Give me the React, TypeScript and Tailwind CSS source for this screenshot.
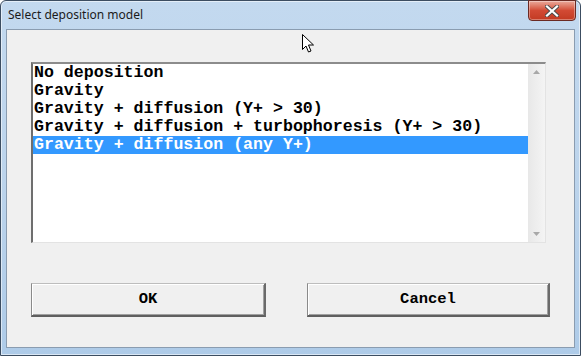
import React from "react";

const items = [
  "No deposition",
  "Gravity",
  "Gravity + diffusion (Y+ > 30)",
  "Gravity + diffusion + turbophoresis (Y+ > 30)",
  "Gravity + diffusion (any Y+)",
];

const mono = { fontFamily: '"Liberation Mono", "Courier New", monospace' };

export default function App() {
  return (
    <div className="relative w-[581px] h-[356px] overflow-hidden bg-white">
      <div className="flex flex-col w-[581px] h-[356px] rounded-t-[6px] border border-[#3c4d61] bg-gradient-to-b from-[#c3d9ef] via-[#bcd4ec] to-[#aecbe8] shadow-[inset_0_0_0_1px_rgba(255,255,255,0.55)]">
        {/* title bar */}
        <div className="relative flex h-[28px] shrink-0 items-center pl-[7px]">
          <span
            className="text-[12px] text-[#1b1b1b]"
            style={{ fontFamily: '"Noto Sans", "Open Sans", sans-serif' }}
          >
            Select deposition model
          </span>
          <div className="absolute right-[4px] top-[-1px] flex h-[21px] w-[48px] items-center justify-center rounded-b-[4px] border border-[#6b2a23] bg-gradient-to-b from-[#e9a99b] via-[#d24a34] to-[#c23a22] shadow-[inset_0_0_0_1px_rgba(255,255,255,0.35)]">
            <svg width="14" height="12" viewBox="0 0 14 12">
              <path
                d="M2 1.5 L12 10.5 M12 1.5 L2 10.5"
                stroke="#4b4b4b"
                strokeWidth="4"
                strokeLinecap="square"
              />
              <path
                d="M2 1.5 L12 10.5 M12 1.5 L2 10.5"
                stroke="#ffffff"
                strokeWidth="2.2"
                strokeLinecap="square"
              />
            </svg>
          </div>
        </div>
        {/* client area */}
        <div className="mx-[5px] mb-[7px] flex flex-1 flex-col border border-[#8a9cb0] bg-[#f0f0f0] pl-[24px] pr-[24px] pt-[32px]">
          {/* listbox */}
          <div className="flex h-[181px] w-[515px] border-t-2 border-l-2 border-b border-r border-t-[#8c8c8c] border-l-[#6e6e6e] border-b-[#e3e3e3] border-r-[#e3e3e3] bg-white">
            <div className="flex-1" style={mono}>
              {items.map((t, i) => (
                <div
                  key={t}
                  className={`h-[18px] whitespace-pre pl-[1px] text-[16.6px] font-bold leading-[18px] ${
                    i === 4 ? "bg-[#3399ff] text-white" : "text-black"
                  }`}
                >
                  {t}
                </div>
              ))}
            </div>
            <div className="flex w-[17px] flex-col items-center justify-between bg-gradient-to-r from-[#e8e8e8] to-[#f4f4f4] py-[6px]">
              <svg width="7" height="4" viewBox="0 0 7 4">
                <path d="M0 4 L3.5 0 L7 4 Z" fill="#a8a8a8" />
              </svg>
              <svg width="7" height="4" viewBox="0 0 7 4">
                <path d="M0 0 L3.5 4 L7 0 Z" fill="#a8a8a8" />
              </svg>
            </div>
          </div>
          {/* buttons */}
          <div className="mt-[40px] flex justify-between" style={mono}>
            <div className="flex h-[34px] w-[235px] items-center justify-center border-t border-l border-b-2 border-r-2 border-t-[#bdbdbd] border-l-[#8a8a8a] border-b-[#5f5f5f] border-r-[#6a6a6a] bg-[#f0f0f0] text-[15.5px] font-bold text-black shadow-[inset_1px_1px_0_#ffffff,inset_-1px_-1px_0_#a0a0a0]">
              OK
            </div>
            <div className="flex h-[34px] w-[243px] items-center justify-center border-t border-l border-b-2 border-r-2 border-t-[#bdbdbd] border-l-[#8a8a8a] border-b-[#5f5f5f] border-r-[#6a6a6a] bg-[#f0f0f0] text-[15.5px] font-bold text-black shadow-[inset_1px_1px_0_#ffffff,inset_-1px_-1px_0_#a0a0a0]">
              Cancel
            </div>
          </div>
        </div>
      </div>
      {/* mouse cursor */}
      <svg
        className="absolute left-[302px] top-[34px]"
        width="13"
        height="20"
        viewBox="0 0 13 20"
      >
        <path
          d="M0.5 0.5 L0.5 15.5 L4 12 L6.5 18 L9 17 L6.5 11 L11.5 11 Z"
          fill="#ffffff"
          stroke="#000000"
          strokeWidth="1"
          strokeLinejoin="miter"
        />
      </svg>
    </div>
  );
}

= = = = =

Leave out the pictures and copy the rest of the material above exactly.

Give me the React, TypeScript and Tailwind CSS source for this screenshot.
import React from "react";

const items = [
  "No deposition",
  "Gravity",
  "Gravity + diffusion (Y+ > 30)",
  "Gravity + diffusion + turbophoresis (Y+ > 30)",
  "Gravity + diffusion (any Y+)",
];

const mono = { fontFamily: '"Liberation Mono", "Courier New", monospace' };

export default function App() {
  return (
    <div className="relative w-[581px] h-[356px] overflow-hidden bg-white">
      <div className="flex flex-col w-[581px] h-[356px] rounded-t-[6px] border border-[#3c4d61] bg-gradient-to-b from-[#c3d9ef] via-[#bcd4ec] to-[#aecbe8] shadow-[inset_0_0_0_1px_rgba(255,255,255,0.55)]">
        {/* title bar */}
        <div className="relative flex h-[28px] shrink-0 items-center pl-[7px]">
          <span
            className="text-[12px] text-[#1b1b1b]"
            style={{ fontFamily: '"Noto Sans", "Open Sans", sans-serif' }}
          >
            Select deposition model
          </span>
          <div className="absolute right-[4px] top-[-1px] flex h-[21px] w-[48px] items-center justify-center rounded-b-[4px] border border-[#6b2a23] bg-gradient-to-b from-[#e9a99b] via-[#d24a34] to-[#c23a22] shadow-[inset_0_0_0_1px_rgba(255,255,255,0.35)]">
            <svg width="14" height="12" viewBox="0 0 14 12">
              <path
                d="M2 1.5 L12 10.5 M12 1.5 L2 10.5"
                stroke="#4b4b4b"
                strokeWidth="4"
                strokeLinecap="square"
              />
              <path
                d="M2 1.5 L12 10.5 M12 1.5 L2 10.5"
                stroke="#ffffff"
                strokeWidth="2.2"
                strokeLinecap="square"
              />
            </svg>
          </div>
        </div>
        {/* client area */}
        <div className="mx-[5px] mb-[7px] flex flex-1 flex-col border border-[#8a9cb0] bg-[#f0f0f0] pl-[24px] pr-[24px] pt-[32px]">
          {/* listbox */}
          <div className="flex h-[181px] w-[515px] border-t-2 border-l-2 border-b border-r border-t-[#8c8c8c] border-l-[#6e6e6e] border-b-[#e3e3e3] border-r-[#e3e3e3] bg-white">
            <div className="flex-1" style={mono}>
              {items.map((t, i) => (
                <div
                  key={t}
                  className={`h-[18px] whitespace-pre pl-[1px] text-[16.6px] font-bold leading-[18px] ${
                    i === 4 ? "bg-[#3399ff] text-white" : "text-black"
                  }`}
                >
                  {t}
                </div>
              ))}
            </div>
            <div className="flex w-[17px] flex-col items-center justify-between bg-gradient-to-r from-[#e8e8e8] to-[#f4f4f4] py-[6px]">
              <svg width="7" height="4" viewBox="0 0 7 4">
                <path d="M0 4 L3.5 0 L7 4 Z" fill="#a8a8a8" />
              </svg>
              <svg width="7" height="4" viewBox="0 0 7 4">
                <path d="M0 0 L3.5 4 L7 0 Z" fill="#a8a8a8" />
              </svg>
            </div>
          </div>
          {/* buttons */}
          <div className="mt-[40px] flex justify-between" style={mono}>
            <div className="flex h-[34px] w-[235px] items-center justify-center border-t border-l border-b-2 border-r-2 border-t-[#bdbdbd] border-l-[#8a8a8a] border-b-[#5f5f5f] border-r-[#6a6a6a] bg-[#f0f0f0] text-[15.5px] font-bold text-black shadow-[inset_1px_1px_0_#ffffff,inset_-1px_-1px_0_#a0a0a0]">
              OK
            </div>
            <div className="flex h-[34px] w-[243px] items-center justify-center border-t border-l border-b-2 border-r-2 border-t-[#bdbdbd] border-l-[#8a8a8a] border-b-[#5f5f5f] border-r-[#6a6a6a] bg-[#f0f0f0] text-[15.5px] font-bold text-black shadow-[inset_1px_1px_0_#ffffff,inset_-1px_-1px_0_#a0a0a0]">
              Cancel
            </div>
          </div>
        </div>
      </div>
      {/* mouse cursor */}
      <svg
        className="absolute left-[302px] top-[34px]"
        width="13"
        height="20"
        viewBox="0 0 13 20"
      >
        <path
          d="M0.5 0.5 L0.5 15.5 L4 12 L6.5 18 L9 17 L6.5 11 L11.5 11 Z"
          fill="#ffffff"
          stroke="#000000"
          strokeWidth="1"
          strokeLinejoin="miter"
        />
      </svg>
    </div>
  );
}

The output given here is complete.